JSONID provides an analysis mechanism to help developers of identifiers. It might also help users talk about interesting properties about the objects being analysed, and provide consistent fingerprinting for data that has different byte-alignment but is otherwise identical.

NB.: Comments on existing statistics or ideas for new ones are appreciated.

Example analysis

{
  "content_length": 329,
  "number_of_lines": 32,
  "line_warning": false,
  "top_level_keys_count": 4,
  "top_level_keys": [
    "key1",
    "key2",
    "key3",
    "key4"
  ],
  "top_level_types": [
    "list",
    "map",
    "list",
    "list"
  ],
  "depth": 8,
  "heterogeneous_list_types": true,
  "fingerprint": {
    "unf": "UNF:6:sAsKNmjOtnpJtXi3Q6jVrQ==",
    "cid": "bafkreibho6naw5r7j23gxu6rzocrud4pc6fjsnteyjveirtnbs3uxemv2u"
  },
  "encoding": "UTF-8"
}

JSONL technical metadata

Analysing JSONL should yield some useful information. Like many of the analyses output by this tool this information is a work in progress and time will tell if its useful.

Line length

Line length might not be a useful output for JSONL as the specification itself determines JSONL files are very likely to have long lines. The output is therefore disabled.

Fingerptinting

Fingreprinting JSONL versus standard JSON is done by treating the JSONL file as a list of objects in memory. An important distinction to make is that while this is technically correct, it's not structurally correct, i.e. a JSONL file is not serialized as a list, nor, need it be deserialized into memory as a list object. That being said, using a list structure in JSONID as a small concession enabling fingerprinting makes it a convenient choice and I hope it will prove beneficial.

Example JSONL analysis

JSONL analysis output is, therefore, a little more sparse than the standard JSONID output, an example, at present, looks as follows:

{
  "number_of_lines": 4,
  "fingerprint": {
    "unf": "UNF:6:iBedoWLhyVzfXOM0OcXWBg==",
    "cid": "bafkreigjgec7pbdao3ilk2pqe3tp3qg5bu426wyebnrelbm34ebhcbxs6q"
  },
  "doctype": "JSONL",
  "encoding": "UTF-8",
  "compression": "application/gzip"
}

Utils

json2json

UTF-16 can be difficult to read as UTF-16 uses two bytes per every one, e.g. ..{.".a.".:. .".b.".}. is simply {"a": "b"}. The utility json2json.py in the utils folder will output UTF-16 as UTF-8 so that signatures can be more easily derived. A signature derived for UTF-16 looks exactly the same as UTF-8.

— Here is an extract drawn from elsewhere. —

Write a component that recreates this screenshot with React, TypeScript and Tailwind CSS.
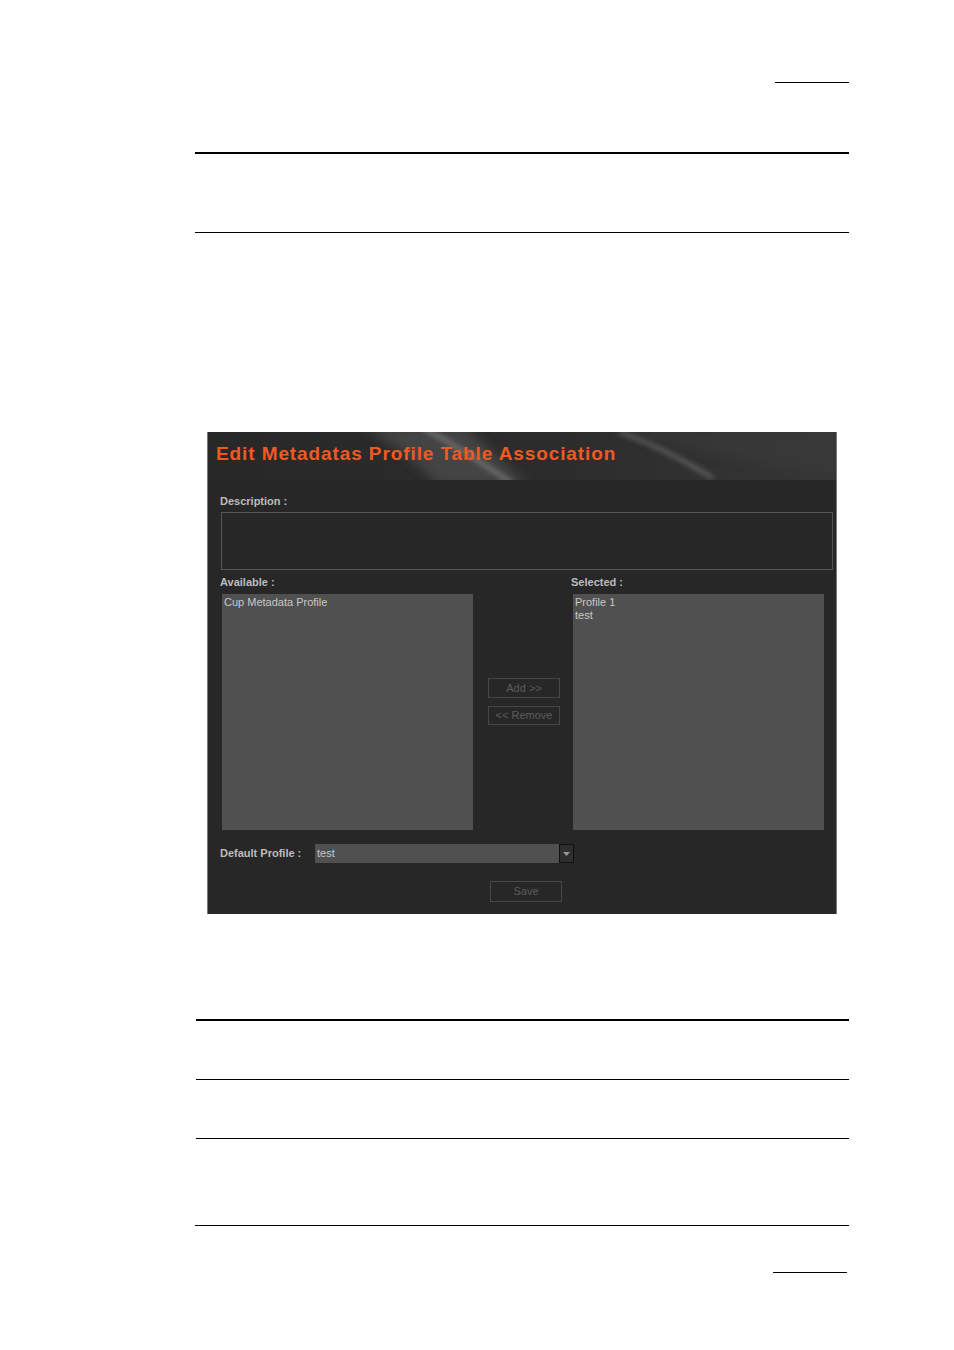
import React from "react";

const font = { fontFamily: '"Liberation Sans", Arial, sans-serif' };

function Header() {
  return (
    <div className="relative h-[48px] overflow-hidden bg-[#2b2b2b]">
      <svg className="absolute inset-0" width="629" height="48" viewBox="0 0 629 48">
        <defs>
          <linearGradient id="bg" x1="0" y1="0" x2="1" y2="0">
            <stop offset="0" stopColor="#282828" />
            <stop offset="0.55" stopColor="#2c2c2c" />
            <stop offset="1" stopColor="#363636" />
          </linearGradient>
          <filter id="blur" x="-50%" y="-50%" width="200%" height="200%">
            <feGaussianBlur stdDeviation="6" />
          </filter>
          <filter id="blur2" x="-50%" y="-50%" width="200%" height="200%">
            <feGaussianBlur stdDeviation="2.5" />
          </filter>
        </defs>
        <rect width="629" height="48" fill="url(#bg)" />
        <path d="M155 -6 L 255 -6 C 280 15, 300 35, 320 54 L 230 54 C 210 30, 185 12, 155 -6 Z" fill="#4a4a4a" filter="url(#blur)" opacity="0.85" />
        <path d="M215 -4 C 250 14, 275 32, 305 52" stroke="#6c6c6c" strokeWidth="5" fill="none" filter="url(#blur2)" />
        <path d="M412 0 C 445 12, 470 25, 505 46" stroke="#5e5e5e" strokeWidth="4" fill="none" filter="url(#blur2)" />
        <path d="M400 -5 C 460 10, 520 28, 629 44 L 629 -5 Z" fill="#3a3a3a" filter="url(#blur)" opacity="0.6" />
      </svg>
      <div
        className="relative pl-[8px] pt-[11px] text-[19px] font-bold leading-[22px] tracking-[0.9px] text-[#f05a22]"
        style={{ fontFamily: '"Liberation Sans", Arial, sans-serif' }}
      >
        Edit Metadatas Profile Table Association
      </div>
    </div>
  );
}

function Btn({ label, h }: { label: string; h: string }) {
  return (
    <div
      className={`flex ${h} w-[72px] items-center justify-center border border-[#474747] text-[11px] text-[#5c5c5c]`}
    >
      {label}
    </div>
  );
}

export default function App() {
  return (
    <div className="min-h-[1350px] w-[954px] bg-white" style={font}>
      <div className="pt-[82px]">
        <div className="ml-[775px] w-[74px] border-t border-black" />
      </div>
      <div className="ml-[195px] mt-[69px] w-[654px] border-t-2 border-black" />
      <div className="ml-[195px] mt-[78px] w-[654px] border-t border-black" />

      <div className="ml-[207px] mt-[199px] h-[482px] w-[630px] border-l border-r border-[#7a7a7a] bg-[#272727]">
        <Header />
        <div className="px-[12px]">
          <div className="pt-[15px] text-[11px] font-bold leading-[13px] text-[#bdbdbd]">Description :</div>
          <div className="ml-[1px] mt-[4px] h-[58px] w-[612px] border border-[#555]" />
          <div className="mt-[6px] flex">
            <div className="w-[351px]">
              <div className="text-[11px] font-bold leading-[13px] text-[#bdbdbd]">Available :</div>
              <div className="ml-[2px] mt-[5px] h-[236px] w-[251px] bg-[#505050] px-[2px] pt-[2px] text-[11px] leading-[13px] text-[#c8c8c8]">
                Cup Metadata Profile
              </div>
            </div>
            <div>
              <div className="text-[11px] font-bold leading-[13px] text-[#bdbdbd]">Selected :</div>
              <div className="ml-[2px] mt-[5px] h-[236px] w-[251px] bg-[#505050] px-[2px] pt-[2px] text-[11px] leading-[13px] text-[#c8c8c8]">
                <div>Profile 1</div>
                <div>test</div>
              </div>
            </div>
          </div>
        </div>
        <div className="relative">
          <div className="absolute left-[280px] top-[-152px] flex flex-col gap-[8px]">
            <Btn label="Add >>" h="h-[20px]" />
            <Btn label="<< Remove" h="h-[19px]" />
          </div>
        </div>
        <div className="mt-[14px] flex items-center px-[12px]">
          <div className="w-[95px] text-[11px] font-bold leading-[13px] text-[#bdbdbd]">Default Profile :</div>
          <div className="flex h-[19px]">
            <div className="w-[244px] bg-[#505050] pl-[2px] pt-[3px] text-[11px] leading-[13px] text-[#c8c8c8]">test</div>
            <div className="flex h-[19px] w-[15px] items-center justify-center border border-[#111] bg-[#2e2e2e]">
              <svg width="7" height="4" viewBox="0 0 7 4">
                <path d="M0 0 H7 L3.5 4 Z" fill="#9a9a9a" />
              </svg>
            </div>
          </div>
        </div>
        <div className="ml-[282px] mt-[18px]">
          <Btn label="Save" h="h-[21px]" />
        </div>
      </div>

      <div className="ml-[196px] mt-[105px] w-[653px] border-t-2 border-black" />
      <div className="ml-[196px] mt-[58px] w-[653px] border-t border-black" />
      <div className="ml-[196px] mt-[58px] w-[653px] border-t border-black" />
      <div className="ml-[195px] mt-[86px] w-[654px] border-t border-black" />
      <div className="ml-[773px] mt-[46px] w-[74px] border-t border-black" />
    </div>
  );
}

json2json can be called from the command line when installed via pip, or find it in src.utils.

Docs

Dev docs are available.


Developer install

pip

Setup a virtual environment venv and install the local development requirements as follows:

python3 -m venv venv
source venv/bin/activate
python -m pip install -r requirements/local.txt

tox

Run tests (all)

python -m tox

Run tests-only

python -m tox -e py3

Run linting-only

python -m tox -e linting

pre-commit

Pre-commit can be used to provide more feedback before committing code. This reduces reduces the number of commits you might want to make when working on code, it's also an alternative to running tox manually.

To set up pre-commit, providing pip install has been run above:

  • pre-commit install

This repository contains a default number of pre-commit hooks, but there may be others suited to different projects. A list of other pre-commit hooks can be found here.

Packaging

The justfile contains helper functions for packaging and release. Run just help for more information.

pyproject.toml

Packaging consumes the metadata in pyproject.toml which helps to describe the project on the official pypi.org repository. Have a look at the documentation and comments there to help you create a suitably descriptive metadata file.

Versioning

Versioning in Python can be hit and miss. You can label versions for yourself, but to make it reliaable, as well as meaningful is should be controlled by your source control system. We assume git, and versions can be created by tagging your work and pushing the tag to your git repository, e.g. to create a release candidate for version 1.0.0:

git tag -a 1.0.0-rc.1 -m "release candidate for 1.0.0"
git push origin 1.0.0-rc.1

When you build, a package will be created with the correct version:

just package-source
### build process here ###
Successfully built python_repo_jsonid-1.0.0rc1.tar.gz and python_repo_jsonid-1.0.0rc1-py3-none-any.whl

Local packaging

To create a python wheel for testing locally, or distributing to colleagues run:

  • just package-source

A tar and whl file will be stored in a dist/ directory. The whl file can be installed as follows:

  • pip install <your-package>.whl

Publishing

Publishing for public use can be achieved with:

  • just package-upload-test or just package-upload

just-package-upload-test will upload the package to test.pypi.org which provides a way to look at package metadata and documentation and ensure that it is correct before uploading to the official pypi.org repository using just package-upload.